The emergence of Small Language Models (SLMs) is another game-changer. Techniques like pruning, quantization, and knowledge distillation allow SLMs to function as lightweight alternatives to larger language models [24]. While SLMs may not match the raw power of their larger counterparts, they are ideal for AR scenarios that demand quick, context-aware responses without overloading mobile devices.

Edge computing is also reshaping AR compression strategies. By bringing computational processes closer to the user, edge computing reduces latency and enables real-time compression decisions based on network conditions [23]. This approach is already being used in smart cities, where machine learning-based compression efficiently processes real-time data from IoT sensors [2]. The same technology is expected to enhance AR experiences in urban settings, ensuring smoother performance.

"Open-source solutions enable businesses of all sizes and industries to take charge of their data and deliver high quality experiences to their customers without needing to account for expensive licensing fees and data privacy hurdles." - Mark Zuckerberg [24]

Adaptive bitrate streaming (ABR) is set to become a standard for delivering AR content. This technology dynamically adjusts quality based on a user's internet speed [25]. When paired with advanced content delivery networks (CDNs), ABR ensures seamless AR experiences, regardless of a user's location or device. For example, BMW uses these methods in their online car configurators, compressing 3D models to maintain quality without overwhelming users' devices [26].

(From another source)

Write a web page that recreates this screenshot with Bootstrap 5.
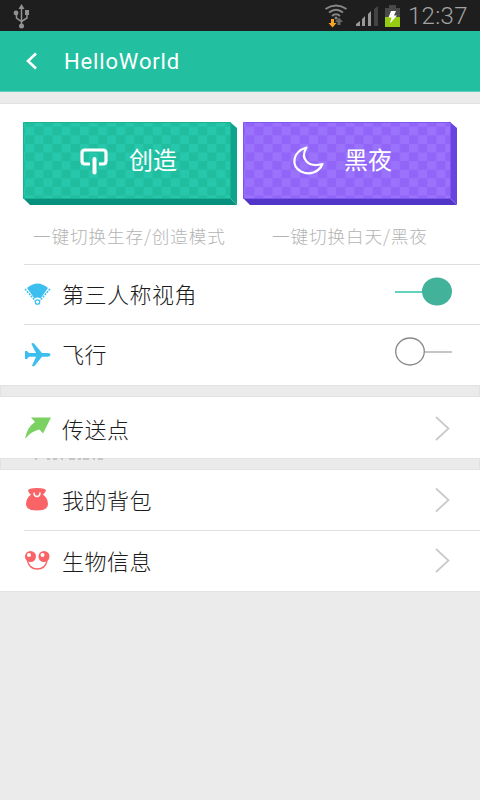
<!DOCTYPE html>
<html lang="zh-CN">
<head>
<meta charset="utf-8">
<meta name="viewport" content="width=device-width, initial-scale=1">
<title>HelloWorld</title>
<link rel="stylesheet" href="https://cdn.jsdelivr.net/npm/bootstrap@5.3.0/dist/css/bootstrap.min.css">
<style>
body{background:#ebebeb;font-family:Roboto,"Noto Sans CJK SC",sans-serif;width:480px;height:800px;overflow:hidden}
svg{display:block;flex:none;overflow:visible}
.status{height:31px;background:#1e1e1e;padding:0 13px 0 13px}
.clock{font-size:24px;line-height:31px;color:#a3a3a3;font-weight:300;letter-spacing:.3px;width:59px;white-space:nowrap;margin-left:5px;padding-top:1px}
.topbar{height:61px;background:#22bfa0;color:#fff;padding:0 26px;border-bottom:1px solid #5fcfb9}
.topbar h1{font-size:22px;line-height:60px;letter-spacing:.85px;margin:2px 0 0 26px;font-weight:400}
.panel{background:#fff;font-family:"Noto Sans CJK SC",sans-serif;font-weight:300}
.panel-first{margin-top:11px;height:282px;padding-top:18px;border-top:1px solid #e2e2e2}
.gap-bar{height:12px;border:1px solid #e2e2e2}
.tiles{padding-left:23px;gap:6px}
.tile{width:214px;height:83px;color:#fff}
.tile-face{left:0;top:0;width:207px;height:76px}
.tile-label{font-size:24px;line-height:74px;font-weight:400}
.hints{height:59px;font-size:17.600px;line-height:62px;color:#b4b4b4;letter-spacing:.9px;white-space:nowrap}
.item{height:60px;margin-left:24px;padding-right:28px;font-size:22px;color:#1c1c1c;letter-spacing:.5px}
.item.lined{border-top:1px solid #dfdfdf}
.item .label{margin-left:11px;line-height:56px;padding-bottom:3px}
</style>
</head>
<body>
<div class="status d-flex align-items-center">
  <svg width="18" height="26" viewBox="0 0 18 26" fill="none" stroke="#929292" stroke-width="1.5"><path d="M8.500 22V4M3.500 11v4l5 3.500 5.500-3.500v-4"/><g fill="#929292" stroke="none"><path d="M8.500 1l3 5h-6z"/><circle cx="3" cy="10" r="2.400"/><path d="M12 7h4v5h-4z"/><circle cx="8.500" cy="23" r="2.500"/></g></svg>
  <svg class="ms-auto" width="80" height="31" viewBox="0 0 80 31" fill="none"><g stroke="#888" stroke-width="2"><path d="M2.500 9q10.500-7 21 0M6 12.500q7-5.500 14 0M9 16q4-3.500 8 0"/></g><circle cx="13" cy="18" r="1.500" fill="#888"/><path d="M8 19h3v4h2.500L9.500 27.500 5.500 23H8z" fill="#f7a525"/><path d="M14.500 25v-3H12l4-4.500 4 4.500h-2.500v3z" fill="#666"/><path d="M33 26v-2l4-3v5zM39 26v-7l3-3v10zM45 26V14l3-3v15z" fill="#999"/><path d="M51 26V9l4-3v20z" fill="#444"/><path d="M62 8h4V5h7v3h4v19H62z" fill="#494949"/><path d="M62 17h15v10H62z" fill="#95cc12"/><path d="M68 11h5l-2 4.500h3L67 23.500l1.500-6h-3z" fill="#fff"/></svg>
  <div class="clock">12:37</div>
</div>
<header class="topbar d-flex align-items-center">
  <svg width="12" height="18" viewBox="0 0 12 18"><path d="M10 1.500L2 9l8 7.500" fill="none" stroke="#fff" stroke-width="2.600"/></svg>
  <h1>HelloWorld</h1>
</header>
<main>
<section class="panel panel-first">
  <div class="tiles d-flex">
    <div class="tile position-relative">
      <svg width="214" height="83" viewBox="0 0 214 83">
        <defs><pattern id="pg" width="18.200" height="17.200" patternUnits="userSpaceOnUse" x="2.200" y="4.700"><path fill="#26c7ab" d="M0 0h18.200v17.200H0z"/><path fill="#20bd9f" d="M9.100 0h9.100v8.600H9.100zM0 8.600h9.100v8.600H0z"/></pattern></defs>
        <path d="M0 76h207l7 7H7z" fill="#08907f"/><path d="M207 0l7 6v77l-7-7z" fill="#0da58c"/><path d="M.5.5h207v76H.5z" fill="url(#pg)" stroke="#18b392"/>
        <path d="M67 42h-5q-3 0-3-3v-8q0-3 3-3h18q3 0 3 3v8q0 3-3 3h-4" fill="none" stroke="#fff" stroke-width="3.200"/><path d="M71.500 37v13.500" stroke="#fff" stroke-width="4" stroke-linecap="round"/>
      </svg>
      <div class="tile-face position-absolute"><div class="tile-label" style="padding-left:106px">创造</div></div>
    </div>
    <div class="tile position-relative">
      <svg width="214" height="83" viewBox="0 0 214 83">
        <defs><pattern id="pp" width="18.200" height="17.200" patternUnits="userSpaceOnUse" x="2.200" y="4.700"><path fill="#9b72fb" d="M0 0h18.200v17.200H0z"/><path fill="#9065f7" d="M9.100 0h9.100v8.600H9.100zM0 8.600h9.100v8.600H0z"/></pattern></defs>
        <path d="M0 76h207l7 7H7z" fill="#5135c9"/><path d="M207 0l7 6v77l-7-7z" fill="#6645e0"/><path d="M.5.5h207v76H.5z" fill="url(#pp)" stroke="#8156f0"/>
        <path d="M63.500 25.500C49 30 48 44 58 49.500c8 4 18 1 21.500-7.500-14 4-23-5-16-16.500z" fill="none" stroke="#fff" stroke-width="2.200" stroke-linejoin="round"/>
      </svg>
      <div class="tile-face position-absolute"><div class="tile-label" style="padding-left:101px">黑夜</div></div>
    </div>
  </div>
  <div class="hints d-flex"><div style="width:239px;padding-left:33px">一键切换生存/创造模式</div><div style="padding-left:33px">一键切换白天/黑夜</div></div>
  <div class="item lined d-flex align-items-center">
    <svg width="27" height="26" viewBox="0 0 27 26"><path d="M3 6Q13.500-3 24 6L16.500 16.500q-3-2-6 0z" fill="#3cbfee"/><path d="M1 7l10 11.500M26 7L16 18.500" stroke="#3cbfee" stroke-width="1.500" stroke-dasharray="2 1"/><circle cx="13.500" cy="20" r="2.200" fill="#fff" stroke="#3cbfee" stroke-width="1.300"/></svg>
    <span class="label">第三人称视角</span>
    <svg class="ms-auto" width="57" height="30" viewBox="0 0 57 30"><path d="M0 12h30" stroke="#62d2bd" stroke-width="2"/><ellipse cx="42" cy="11.500" rx="15" ry="14" fill="#43b29b"/></svg>
  </div>
  <div class="item lined d-flex align-items-center">
    <svg width="27" height="26" viewBox="0 0 27 26"><path d="M1 9h2l2 2h7L7.500 2q0-1.500 2.500-.5l8 9.500H24q2.500.3 2.500 1.800T24 14.800h-6l-7.500 9.200q-2 .8-2.500-.3L12 14.800H5L3 17H1z" fill="#3cbfee"/></svg>
    <span class="label">飞行</span>
    <svg class="ms-auto" width="57" height="30" viewBox="0 0 57 30"><path d="M30 12h27" stroke="#c5c5c5" stroke-width="2"/><ellipse cx="15" cy="11.500" rx="14.300" ry="13.500" fill="#fff" stroke="#888" stroke-width="1.300"/></svg>
  </div>
</section>
<div class="gap-bar"></div>
<section class="panel">
  <div class="item d-flex align-items-center pt-1" style="height:61px">
    <svg width="27" height="26" viewBox="0 0 27 26"><path d="M7 .5h20l-8 16-3.500-4Q7 14 1 22 3 10 11 5z" fill="#7bd162"/></svg>
    <span class="label">传送点</span>
    <svg class="ms-auto" width="18" height="26" viewBox="0 0 18 26"><path d="M2 0L14.500 11.500 2 23" fill="none" stroke="#c9c9c9" stroke-width="1.700"/></svg>
  </div>
</section>
<div class="gap-bar">
  <svg width="110" height="2" viewBox="0 0 110 2"><path d="M34 0h2M46 0h3M52 0h4M60 0h2M68 0h6M77 0h3M82 0h6M92 0h2M97 0h5" stroke="#bbb" stroke-width="1.500"/></svg>
</div>
<section class="panel">
  <div class="item d-flex align-items-center">
    <svg width="27" height="26" viewBox="0 0 27 26"><path d="M4 3.500Q4 1 13 1t9 2.500Q21 6 19 7.500q5 4 5 9.500Q24 23.500 13 23.500T2 17q0-5.500 5-9.500Q4.500 6 4 3.500z" fill="#fb6467"/><path d="M10 5.500q0 4 3 4t3-4" stroke="#fff" stroke-width="1.500" fill="none"/></svg>
    <span class="label">我的背包</span>
    <svg class="ms-auto" width="18" height="26" viewBox="0 0 18 26"><path d="M2 1.500L14.500 13 2 24.500" fill="none" stroke="#c9c9c9" stroke-width="1.700"/></svg>
  </div>
  <div class="item lined d-flex align-items-center" style="height:61px">
    <svg width="27" height="26" viewBox="0 0 27 26"><circle cx="6.500" cy="8.500" r="5.500" fill="#fb6467"/><circle cx="20" cy="8.500" r="5.500" fill="#fb6467"/><circle cx="5" cy="7" r="2" fill="#fff"/><circle cx="18.500" cy="7" r="2" fill="#fff"/><path d="M3.500 13q2 8 9.800 8t9.700-8" fill="none" stroke="#fb6467" stroke-width="1.300"/></svg>
    <span class="label">生物信息</span>
    <svg class="ms-auto" width="18" height="26" viewBox="0 0 18 26"><path d="M2 1L14.500 12.500 2 24" fill="none" stroke="#c9c9c9" stroke-width="1.700"/></svg>
  </div>
  <div style="height:1px;background:#e2e2e2"></div>
</section>
</main>
<script src="https://cdn.jsdelivr.net/npm/bootstrap@5.3.0/dist/js/bootstrap.bundle.min.js"></script>
</body>
</html>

The integration of multimodal AI - which processes text, images, audio, and video simultaneously - is expected to create more intuitive AR interfaces [24]. This evolution will require compression algorithms that can handle various data types efficiently within a single AR application. With the global GPU market projected to grow from $65.3 billion to $274 billion by 2029 [24], the hardware to support these advanced techniques is rapidly becoming more accessible.

Looking ahead, compression workflows will evolve to deliver seamless, high-quality AR experiences across all devices. Platforms like Augmia are already setting the stage for automation, enabling workflows that predict user behavior, preload optimized assets, and adjust quality settings before users even notice potential issues. These advancements will ensure instantaneous, smooth AR interactions across all content types and devices.

As these technologies advance, the divide between high-end AR experiences and everyday mobile AR will continue to narrow. This progress will make sophisticated AR accessible to a broader audience, integrating effortlessly with the no-code solutions already available today.